There is a parallelogram that has the vertices 0, a, b, and a+b, all of which are three dimensional vectors.

a = \begin{pmatrix} 2 \\ -6 \\ 5 \end{pmatrix}b = \begin{pmatrix} -1 \\ -2 \\ 0 \end{pmatrix}

I know that the formula for two dimensional vectors is:

If u= $\begin{pmatrix} a \\ b \end{pmatrix}$ and v =$\begin{pmatrix} x \\ y \end{pmatrix}$, the parallelogram that has the vertices 0, a, b, and a+b has area $|ay-bx|$. What would the formula look like for three dimensional vectors?

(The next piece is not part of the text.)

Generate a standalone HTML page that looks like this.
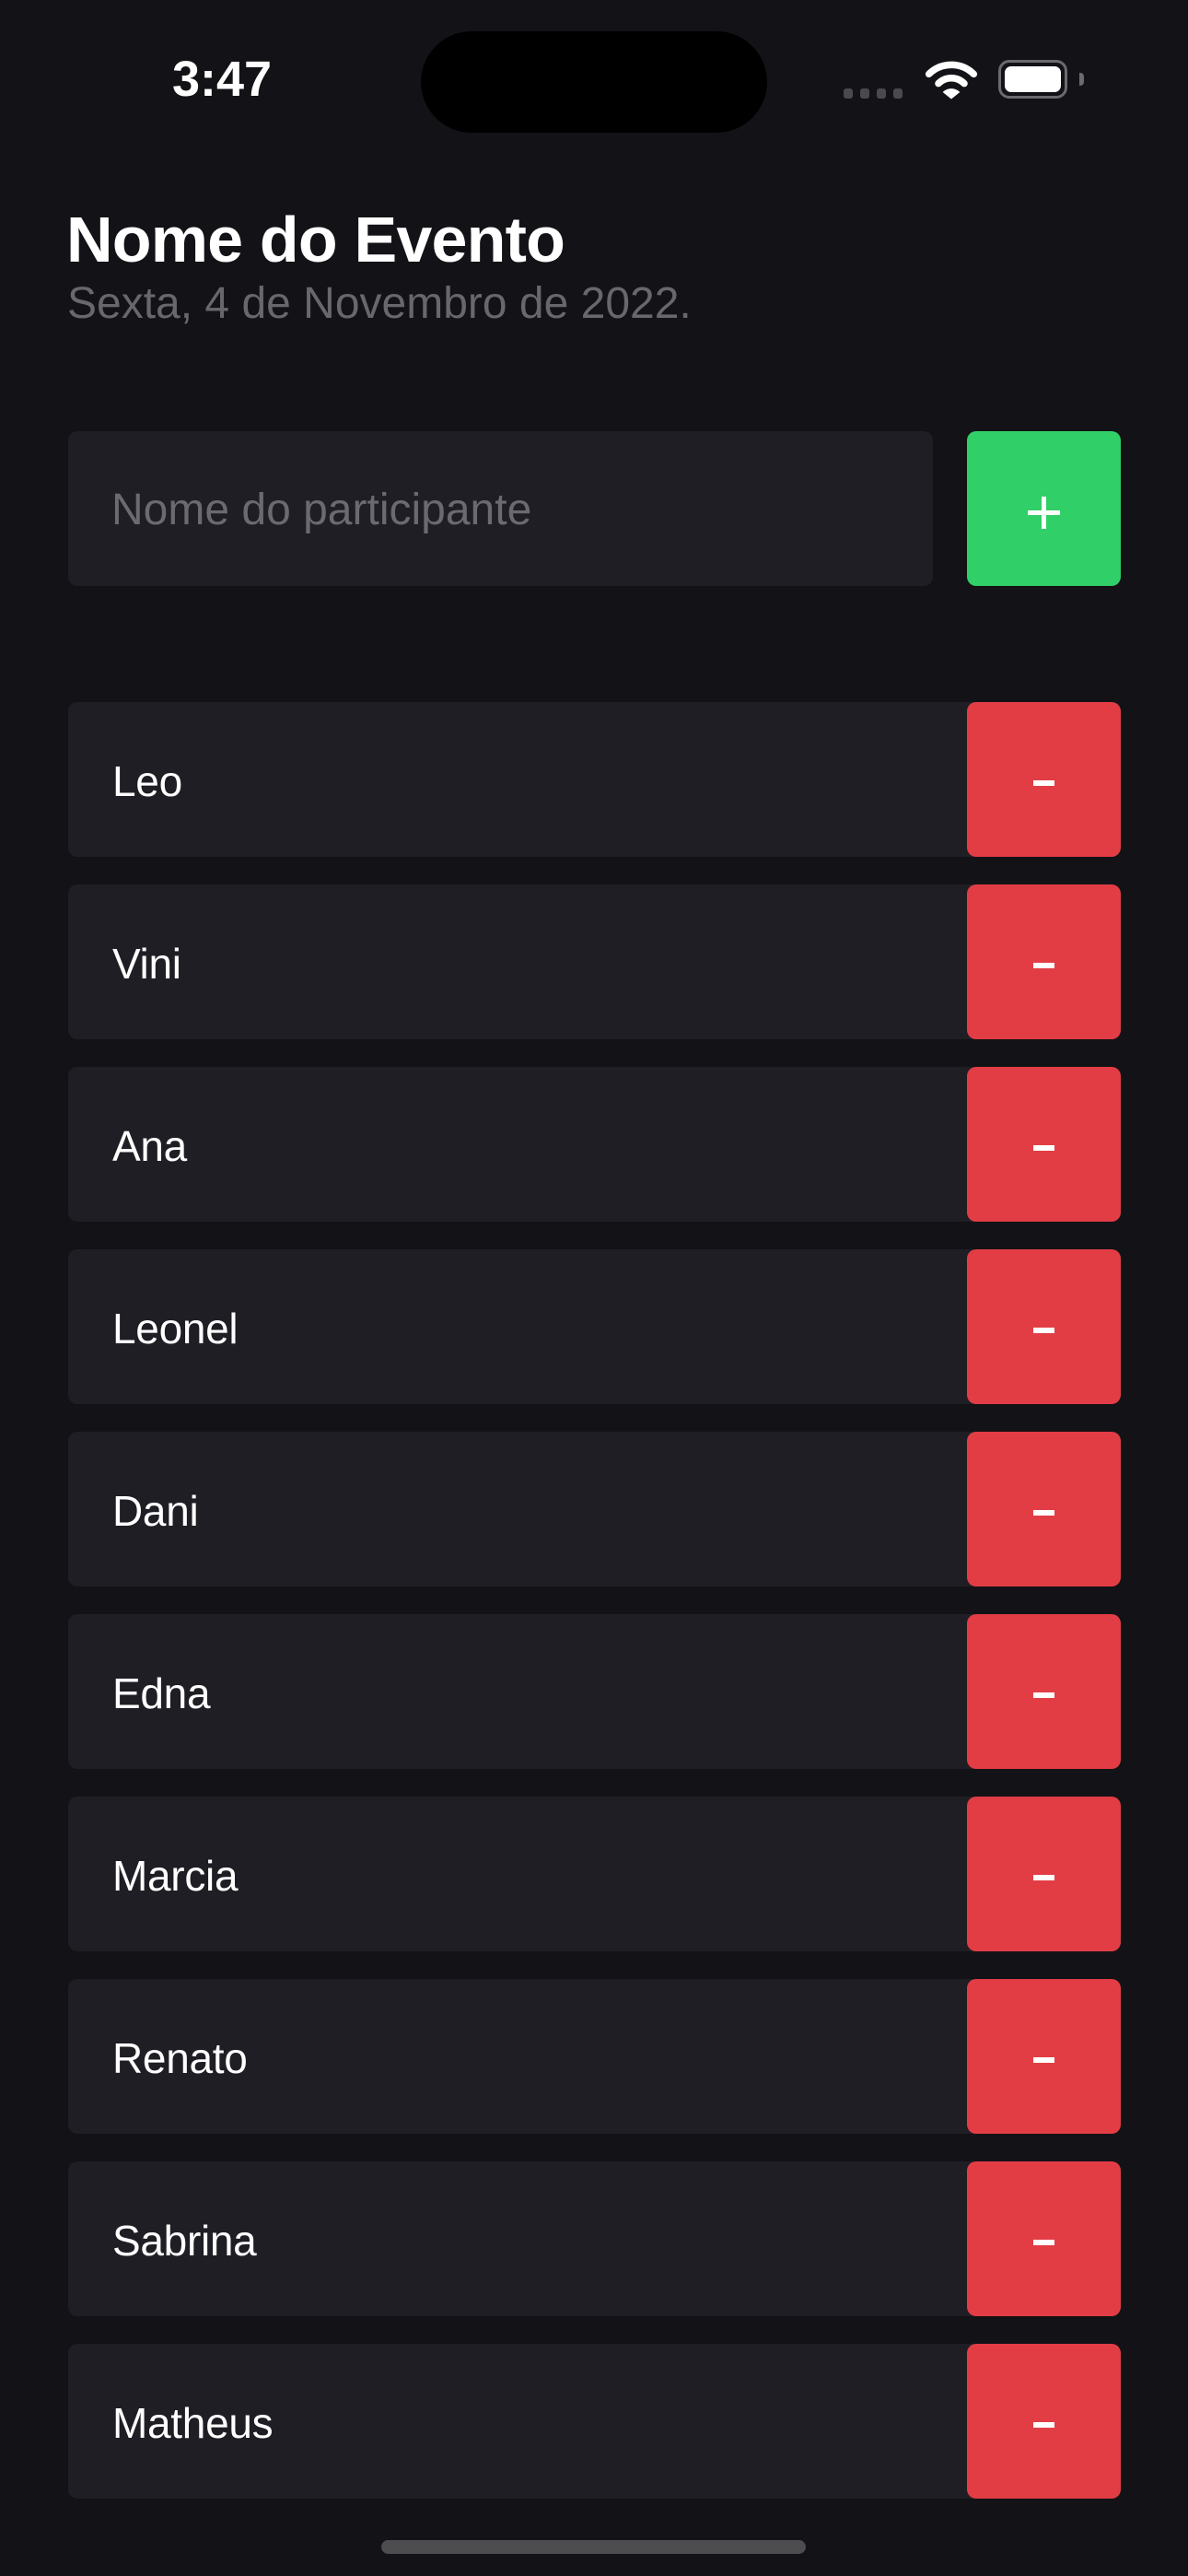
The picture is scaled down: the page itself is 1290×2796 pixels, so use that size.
<!DOCTYPE html>
<html><head><meta charset="utf-8"><style>
body{margin:0;width:1290px;height:2796px;background:#131216;position:relative;overflow:hidden;font-family:"Liberation Sans",sans-serif;}
.a{position:absolute}
.row{position:absolute;left:74px;width:1143px;height:168px;background:#1f1e24;border-radius:10px}
.row span{position:absolute;left:48px;top:2px;line-height:168px;font-size:46px;color:#fff;letter-spacing:-0.3px}
.btn{position:absolute;right:0;top:0;width:167px;height:168px;background:#e23d45;border-radius:10px}
.btn i{position:absolute;left:72px;top:85px;width:23px;height:6px;background:#fff}
</style></head><body>
<div class="a" style="left:0;width:482px;top:56px;text-align:center;font-size:54px;font-weight:bold;color:#fff;line-height:60px">3:47</div>
<div class="a" style="left:457px;top:34px;width:376px;height:110px;background:#000;border-radius:55px"></div>
<div class="a" style="left:916px;top:96px;width:10px;height:11px;background:#4a4a4e;border-radius:3px"></div>
<div class="a" style="left:934px;top:96px;width:10px;height:11px;background:#4a4a4e;border-radius:3px"></div>
<div class="a" style="left:952px;top:96px;width:10px;height:11px;background:#4a4a4e;border-radius:3px"></div>
<div class="a" style="left:970px;top:96px;width:10px;height:11px;background:#4a4a4e;border-radius:3px"></div>
<svg class="a" style="left:1004px;top:64px" width="58" height="44" viewBox="0 0 62 46">
<path d="M5 17 A37 37 0 0 1 57 17" stroke="#fff" stroke-width="8" fill="none" stroke-linecap="round"/>
<path d="M16 28 A21 21 0 0 1 46 28" stroke="#fff" stroke-width="8" fill="none" stroke-linecap="round"/>
<path d="M21 38 L31 46 L41 38 A14 14 0 0 0 21 38Z" fill="#fff"/></svg>
<div class="a" style="left:1084px;top:65px;width:69px;height:36px;border:3px solid #6b6b6f;border-radius:12px"></div>
<div class="a" style="left:1091px;top:72px;width:61px;height:28px;background:#fff;border-radius:7px"></div>
<div class="a" style="left:1172px;top:79px;width:5px;height:14px;background:#6b6b6f;border-radius:0 4px 4px 0"></div>
<div class="a" style="left:72px;top:220px;font-size:70px;font-weight:bold;color:#fff;letter-spacing:-0.8px">Nome do Evento</div>
<div class="a" style="left:73px;top:302px;font-size:48px;color:#68676c;letter-spacing:0px">Sexta, 4 de Novembro de 2022.</div>
<div class="a" style="left:74px;top:468px;width:939px;height:168px;background:#1f1e24;border-radius:10px"></div>
<div class="a" style="left:121px;top:470px;line-height:168px;font-size:48px;color:#6b6a70;letter-spacing:0px">Nome do participante</div>
<div class="a" style="left:1050px;top:468px;width:167px;height:168px;background:#31cf68;border-radius:10px">
<div class="a" style="left:66px;top:86px;width:35px;height:5px;background:#fff"></div>
<div class="a" style="left:81px;top:71px;width:5px;height:35px;background:#fff"></div></div>
<div class="row" style="top:762px"><span>Leo</span><div class="btn"><i></i></div></div>
<div class="row" style="top:960px"><span>Vini</span><div class="btn"><i></i></div></div>
<div class="row" style="top:1158px"><span>Ana</span><div class="btn"><i></i></div></div>
<div class="row" style="top:1356px"><span>Leonel</span><div class="btn"><i></i></div></div>
<div class="row" style="top:1554px"><span>Dani</span><div class="btn"><i></i></div></div>
<div class="row" style="top:1752px"><span>Edna</span><div class="btn"><i></i></div></div>
<div class="row" style="top:1950px"><span>Marcia</span><div class="btn"><i></i></div></div>
<div class="row" style="top:2148px"><span>Renato</span><div class="btn"><i></i></div></div>
<div class="row" style="top:2346px"><span>Sabrina</span><div class="btn"><i></i></div></div>
<div class="row" style="top:2544px"><span>Matheus</span><div class="btn"><i></i></div></div>
<div class="a" style="left:414px;top:2757px;width:461px;height:15px;background:#4d4d4f;border-radius:8px"></div>
</body></html>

  • Have a look at Prof. Josiah Willard Gibbs' geometric definition of the cross (or skew) product, and realize that $A\sin \theta$ is just the height of a parallelogram. http://math.stackexchange.com/questions/420006/why-does-cross-product-give-a-vector-which-is-perpendicular-to-a-plane – John Joy Apr 27 '15 at 12:48

3 Answers3

1

Form a matrix $A$ whose columns are the given vectors. Then $\det (A^TA)$ is the square of the area of the parallelogram. This generalizes easily to $k$ vectors in ${\Bbb R}^n$.

Tad
  • 6,679
1

A parallelogram with side lengths $a$ and $b$, with angle $\theta$ between them always has area

$$ab\sin\theta,$$

regardless of the dimension in which the parallelogram lives. Here, $a = \lVert {\bf a} \rVert$, $b$ is defined analogously, and you can find $\theta$ using the standard technique involving the dot product.

As you're seeing, there are many equivalent formulas for the area.

pjs36
  • 17,979
0

Take the cross product. Or, more generally for vectors in $\Bbb R^n$, take the wedge product.